Naira Shows Resilience as Pound Weakens Amid UK Political Uncertainty
Naira Shows Resilience as Pound Weakens Amid UK Political Uncertainty
The Nigerian Naira has continued to show signs of recovery and resilience in the first half of May, rebounding from April lows as shifts in global currency dynamics and domestic liquidity management measures support stability in the foreign exchange market.
At the same time, the British pound sterling has come under pressure, hitting monthly lows amid rising political uncertainty in the United Kingdom, raising concerns about fiscal stability and investor confidence in the UK economy.
Market reports indicate that the pound weakened following political tension within the UK’s ruling Labour Party, after senior political figures signaled potential leadership challenges against Prime Minister Keir Starmer. The development has intensified scrutiny of the government’s economic management and efforts to control national debt.
Manchester Mayor Andy Burnham’s perceived political positioning has further fueled speculation about internal divisions, adding to market unease and contributing to volatility in sterling trading.

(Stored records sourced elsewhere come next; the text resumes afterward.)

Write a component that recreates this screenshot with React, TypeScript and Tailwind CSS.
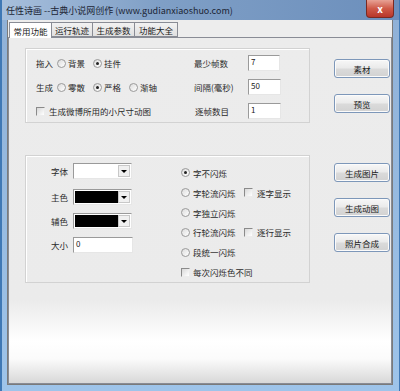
import React from 'react';

const font = { fontFamily: '"Noto Sans CJK SC", "Liberation Sans", sans-serif' };

const Radio: React.FC<{ checked?: boolean }> = ({ checked }) => (
  <span className="w-[9px] h-[9px] rounded-full border border-[#9a9a9a] bg-[linear-gradient(135deg,#dcdcdc,#ffffff)] flex items-center justify-center shrink-0">
    {checked && <span className="w-[3px] h-[3px] rounded-full bg-[#222]" />}
  </span>
);

const Check: React.FC = () => (
  <span className="w-[9px] h-[9px] border-t border-l border-[#8a8a8a] border-r border-b border-r-[#ececec] border-b-[#ececec] bg-[linear-gradient(135deg,#d8d8d8,#ffffff)] shrink-0" />
);

const Option: React.FC<{ label: string; checked?: boolean }> = ({ label, checked }) => (
  <div className="w-[36px] flex items-center gap-[2px]">
    <Radio checked={checked} />
    <span>{label}</span>
  </div>
);

const TextBox: React.FC<{ value: string; w: string }> = ({ value, w }) => (
  <div
    className={`${w} h-[16px] bg-white border-t border-l border-[#9a9a9a] border-r border-b border-r-[#e6e6e6] border-b-[#e6e6e6] text-[8px] leading-[12px] pl-[2px] text-[#222]`}
  >
    {value}
  </div>
);

const Combo: React.FC<{ color?: string }> = ({ color }) => (
  <div className="w-[59px] h-[16px] bg-white border-t border-l border-[#9a9a9a] border-r border-b border-r-[#e6e6e6] border-b-[#e6e6e6] flex items-stretch p-[1px]">
    <div className={`flex-1 ${color === 'black' ? 'bg-black' : 'bg-white'}`} />
    <div className="w-[12px] bg-[#f0f0f0] border border-[#c8c8c8] flex items-center justify-center">
      <span className="w-0 h-0 border-l-[3px] border-r-[3px] border-t-[3px] border-l-transparent border-r-transparent border-t-black" />
    </div>
  </div>
);

const Btn: React.FC<{ label: string }> = ({ label }) => (
  <div className="w-[56px] h-[19px] rounded-[3px] border border-[#7d97b9] bg-[linear-gradient(to_bottom,#f7f7f7,#ebebeb_45%,#dadada_55%,#d2d2d2)] flex items-center justify-center text-[#222] shadow-[inset_0_0_0_1px_#fbfbfb]">
    {label}
  </div>
);

const App: React.FC = () => {
  return (
    <div
      className="w-[400px] h-[391px] flex flex-col bg-[linear-gradient(to_bottom,#8fb0d6,#9ec4ea)] border-l-2 border-r border-[#3f78b5] text-[8.5px] leading-[12px] text-[#2a2a2a]"
      style={font}
    >
      {/* title bar */}
      <div className="h-[20px] flex items-start justify-between bg-[linear-gradient(to_right,#a7bfdc,#7f9fc6_40%,#6c8fbc)]">
        <span className="ml-[4px] mt-[5px] text-[9px] leading-[12px] text-[#1c2535]">
          任性诗画 --古典小说网创作 (www.gudianxiaoshuo.com)
        </span>
        <div className="mr-[5px] w-[28px] h-[18px] rounded-b-[4px] border border-t-0 border-[#7a2a22] bg-[linear-gradient(to_bottom,#e7a295,#cf5a48_50%,#b8362a)] flex items-center justify-center text-white text-[10px] font-bold leading-none">
          x
        </div>
      </div>

      {/* client */}
      <div className="flex-1 flex pl-[5px] pr-[6px] pb-[6px]">
        <div className="flex-1 flex flex-col bg-[#ededed] border-l border-b border-r border-[#7a7a7a]">
          {/* tabs */}
          <div className="h-[17px] flex items-end pl-[1px] text-[#1a1a1a]">
            <div className="h-[16px] w-[43px] -mb-[1px] bg-white border border-b-0 border-[#898c95] flex items-center justify-center z-10">
              常用功能
            </div>
            <div className="h-[15px] w-[41px] bg-[linear-gradient(to_bottom,#f2f2f2,#e0e0e0)] border border-l-0 border-[#898c95] flex items-center justify-center">
              运行轨迹
            </div>
            <div className="h-[15px] w-[42px] bg-[linear-gradient(to_bottom,#f2f2f2,#e0e0e0)] border border-l-0 border-[#898c95] flex items-center justify-center">
              生成参数
            </div>
            <div className="h-[15px] w-[43px] bg-[linear-gradient(to_bottom,#f2f2f2,#e0e0e0)] border border-l-0 border-[#898c95] flex items-center justify-center">
              功能大全
            </div>
          </div>

          {/* panel */}
          <div className="flex-1 border border-[#898c95] bg-[linear-gradient(to_bottom,#ececec,#ebebeb_76%,#f8f8f8_84%,#ffffff_88%,#fbfbfb_93%,#d8d8d8)] pl-[16px] pt-[10px]">
            {/* row 1 */}
            <div className="flex">
              <div className="w-[285px] h-[75px] border border-[#d2d2d2] shadow-[inset_1px_1px_0_#fff] pl-[10px] pt-[6px] flex flex-col gap-[8px]">
                <div className="h-[16px] flex items-center">
                  <div className="w-[158px] flex items-center">
                    <span className="w-[21px]">拖入</span>
                    <Option label="背景" />
                    <Option label="挂件" checked />
                  </div>
                  <span className="w-[54px]">最少帧数</span>
                  <TextBox value="7" w="w-[32px]" />
                </div>
                <div className="h-[16px] flex items-center">
                  <div className="w-[158px] flex items-center">
                    <span className="w-[21px]">生成</span>
                    <Option label="零散" />
                    <Option label="严格" checked />
                    <Option label="渐轴" />
                  </div>
                  <span className="w-[54px]">间隔(毫秒)</span>
                  <TextBox value="50" w="w-[33px]" />
                </div>
                <div className="h-[16px] flex items-center">
                  <div className="w-[159px] flex items-center gap-[4px]">
                    <Check />
                    <span>生成微博所用的小尺寸动图</span>
                  </div>
                  <span className="w-[53px]">逐帧数目</span>
                  <TextBox value="1" w="w-[33px]" />
                </div>
              </div>
              <div className="ml-[24px] mt-[11px] flex flex-col gap-[16px]">
                <Btn label="素材" />
                <Btn label="预览" />
              </div>
            </div>

            {/* row 2 */}
            <div className="flex mt-[32px]">
              <div className="w-[285px] h-[128px] border border-[#d2d2d2] shadow-[inset_1px_1px_0_#fff] pl-[25px] pt-[7px] flex">
                <div className="w-[130px] flex flex-col">
                  <div className="h-[16px] flex items-center">
                    <span className="w-[22px]">字体</span>
                    <Combo />
                  </div>
                  <div className="h-[16px] mt-[10px] flex items-center">
                    <span className="w-[22px]">主色</span>
                    <Combo color="black" />
                  </div>
                  <div className="h-[16px] mt-[8px] flex items-center">
                    <span className="w-[22px]">辅色</span>
                    <Combo color="black" />
                  </div>
                  <div className="h-[16px] mt-[8px] flex items-center">
                    <span className="w-[22px]">大小</span>
                    <TextBox value="0" w="w-[60px]" />
                  </div>
                </div>
                <div className="flex flex-col">
                  <div className="h-[20px] flex items-center">
                    <div className="w-[63px] flex items-center gap-[3px]">
                      <Radio checked />
                      <span>字不闪烁</span>
                    </div>
                  </div>
                  <div className="h-[20px] flex items-center">
                    <div className="w-[63px] flex items-center gap-[3px]">
                      <Radio />
                      <span>字轮流闪烁</span>
                    </div>
                    <Check />
                    <span className="ml-[4px]">逐字显示</span>
                  </div>
                  <div className="h-[20px] flex items-center">
                    <div className="w-[63px] flex items-center gap-[3px]">
                      <Radio />
                      <span>字独立闪烁</span>
                    </div>
                  </div>
                  <div className="h-[20px] flex items-center">
                    <div className="w-[63px] flex items-center gap-[3px]">
                      <Radio />
                      <span>行轮流闪烁</span>
                    </div>
                    <Check />
                    <span className="ml-[4px]">逐行显示</span>
                  </div>
                  <div className="h-[20px] flex items-center">
                    <div className="w-[63px] flex items-center gap-[3px]">
                      <Radio />
                      <span>段统一闪烁</span>
                    </div>
                  </div>
                  <div className="h-[20px] flex items-center gap-[3px]">
                    <Check />
                    <span>每次闪烁色不同</span>
                  </div>
                </div>
              </div>
              <div className="ml-[24px] mt-[8px] flex flex-col gap-[16px]">
                <Btn label="生成图片" />
                <Btn label="生成动图" />
                <Btn label="照片合成" />
              </div>
            </div>
          </div>
        </div>
      </div>
    </div>
  );
};

export default App;
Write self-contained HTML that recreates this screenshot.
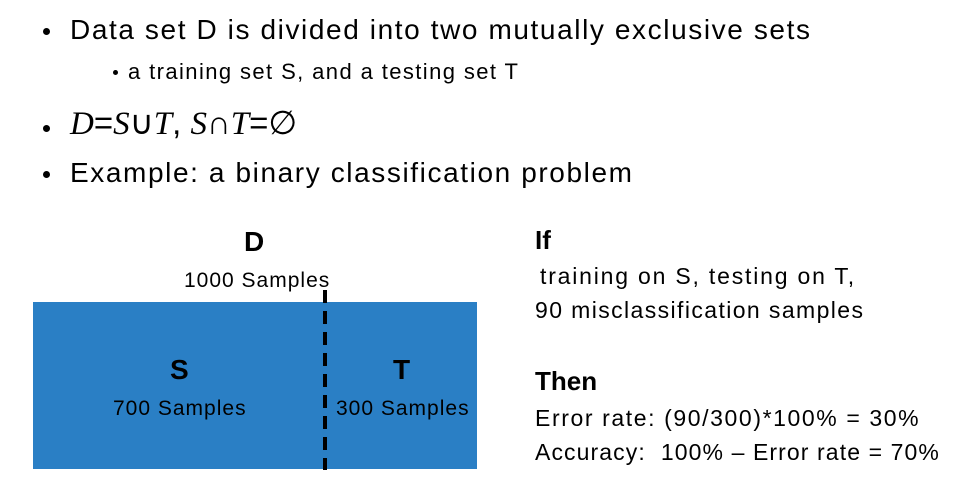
<!DOCTYPE html>
<html><head><meta charset="utf-8"><style>
body{margin:0;width:966px;height:499px;background:#fff;position:relative;overflow:hidden;font-family:"Liberation Sans",sans-serif;color:#000}
.a{position:absolute;white-space:nowrap;line-height:1}
.b{position:absolute;width:7px;height:7px;border-radius:50%;background:#000}
.m{font-family:"Liberation Serif",serif;font-style:italic}
.s{font-size:21px;letter-spacing:1px}
.r{font-size:23px;letter-spacing:1.4px}
</style></head><body>
<div class="b" style="left:43px;top:28px"></div>
<div class="a" style="left:70px;top:16px;font-size:28px;letter-spacing:1.6px">Data set D is divided into two mutually exclusive sets</div>
<div class="b" style="left:113px;top:70px;width:5px;height:5px"></div>
<div class="a" style="left:128px;top:61px;font-size:22px;letter-spacing:1.4px">a training set S, and a testing set T</div>
<div class="b" style="left:43px;top:125px"></div>
<div class="a" style="left:70px;top:106px;font-size:33px"><span class="m">D</span>=<span class="m">S</span>∪<span class="m">T</span>, <span class="m">S</span>∩<span class="m">T</span>=∅</div>
<div class="b" style="left:43px;top:171px"></div>
<div class="a" style="left:70px;top:159px;font-size:28px;letter-spacing:1.6px">Example: a binary classification problem</div>

<div class="a" style="left:244px;top:228px;font-size:28px;font-weight:bold">D</div>
<div class="a s" style="left:184px;top:270px">1000 Samples</div>
<div style="position:absolute;left:33px;top:302px;width:444px;height:167px;background:#2a7fc5"></div>
<div style="position:absolute;left:323px;top:290px;width:4px;height:180px;background:repeating-linear-gradient(#000 0 13px,transparent 13px 21px)"></div>
<div class="a" style="left:170px;top:356px;font-size:28px;font-weight:bold">S</div>
<div class="a s" style="left:113px;top:398px">700 Samples</div>
<div class="a" style="left:393px;top:356px;font-size:28px;font-weight:bold">T</div>
<div class="a s" style="left:336px;top:398px">300 Samples</div>

<div class="a" style="left:535px;top:227px;font-size:26px;font-weight:bold">If</div>
<div class="a r" style="left:540px;top:265px;letter-spacing:1.8px">training on S, testing on T,</div>
<div class="a r" style="left:535px;top:299px">90 misclassification samples</div>
<div class="a" style="left:535px;top:368px;font-size:26px;font-weight:bold">Then</div>
<div class="a r" style="left:535px;top:407px;letter-spacing:1.6px">Error rate: (90/300)*100% = 30%</div>
<div class="a r" style="left:535px;top:441px;letter-spacing:1.1px">Accuracy:&nbsp; 100% – Error rate = 70%</div>
</body></html>
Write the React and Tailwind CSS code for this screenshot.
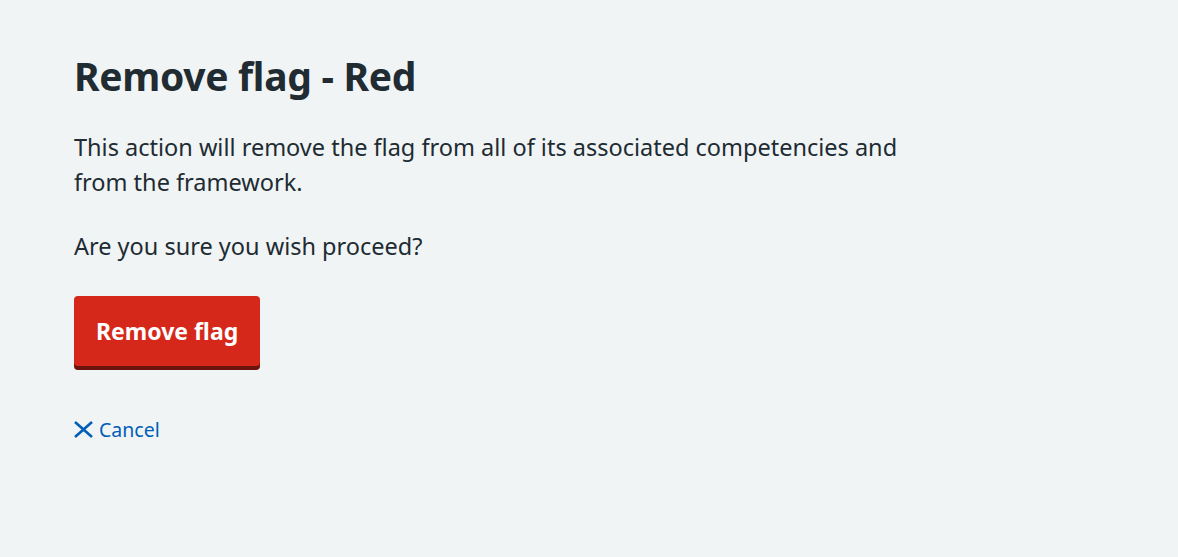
export default function App() {
  return (
    <div className="min-h-screen bg-[#f0f4f5] text-[#212b32]" style={{ fontFamily: '"Noto Sans", "Open Sans", sans-serif' }}>
      <main className="px-[74px] pt-[48px] pb-10">
        <h1 className="text-[39px] font-bold leading-[55px] tracking-[-0.3px]">Remove flag - Red</h1>
        <div className="mt-[27px] max-w-[850px] text-[23.5px] leading-[35px]">
          <p>This action will remove the flag from all of its associated competencies and from the framework.</p>
          <p className="mt-[29px]">Are you sure you wish proceed?</p>
        </div>
        <button
          type="button"
          className="mt-[32px] h-[70px] rounded-[4px] bg-[#d5281b] px-[22px] text-[23px] font-bold text-white shadow-[0_4px_0_#6b140e]"
        >
          Remove flag
        </button>
        <div className="mt-[49px]">
          <a href="#" className="inline-flex items-center gap-[6px] text-[19.5px] text-[#005eb8]">
            <svg width="19" height="17" viewBox="0 0 19 17" fill="none" stroke="currentColor" strokeWidth="2.6">
              <path d="M1 1l17 15M18 1L1 16" />
            </svg>
            Cancel
          </a>
        </div>
      </main>
    </div>
  );
}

In Nigeria, data from the Central Bank of Nigeria showed that the Naira closed near N1,850 to the British pound on Thursday, strengthening from N1,882.9/£1 recorded earlier in the week on Monday in the official foreign exchange market.
The local currency has largely traded within the N1,825 to N1,950 per pound range in recent sessions, reflecting a relatively stable corridor despite external pressures and ongoing adjustments in global currency markets.
Analysts attribute the Naira’s recent stability to a combination of factors, including improved liquidity conditions in the foreign exchange market, tighter monetary policy measures, and ongoing reforms aimed at enhancing transparency and efficiency in Nigeria’s currency management framework.
The Central Bank of Nigeria’s interventions and policy adjustments have played a key role in narrowing volatility, even as global market movements continue to influence exchange rate dynamics.
On the international front, the weakening of the British pound underscores how political uncertainty can impact investor sentiment, particularly in advanced economies where fiscal policy direction and leadership stability are closely watched by markets.
Currency traders note that the interplay between domestic reforms in Nigeria and external developments such as UK political tensions highlights the increasingly interconnected nature of global foreign exchange markets.
Economists also suggest that Nigeria’s ongoing efforts to stabilize its currency market could gradually improve investor confidence, support capital inflows, and strengthen macroeconomic predictability if sustained over time.
However, they caution that exchange rate stability remains sensitive to global oil prices, capital flow dynamics, and continued policy consistency within Nigeria’s broader economic reform agenda.
As both economies navigate different sets of political and economic pressures, the currency movements reflect broader global uncertainties shaping investor behavior and cross-border financial flows.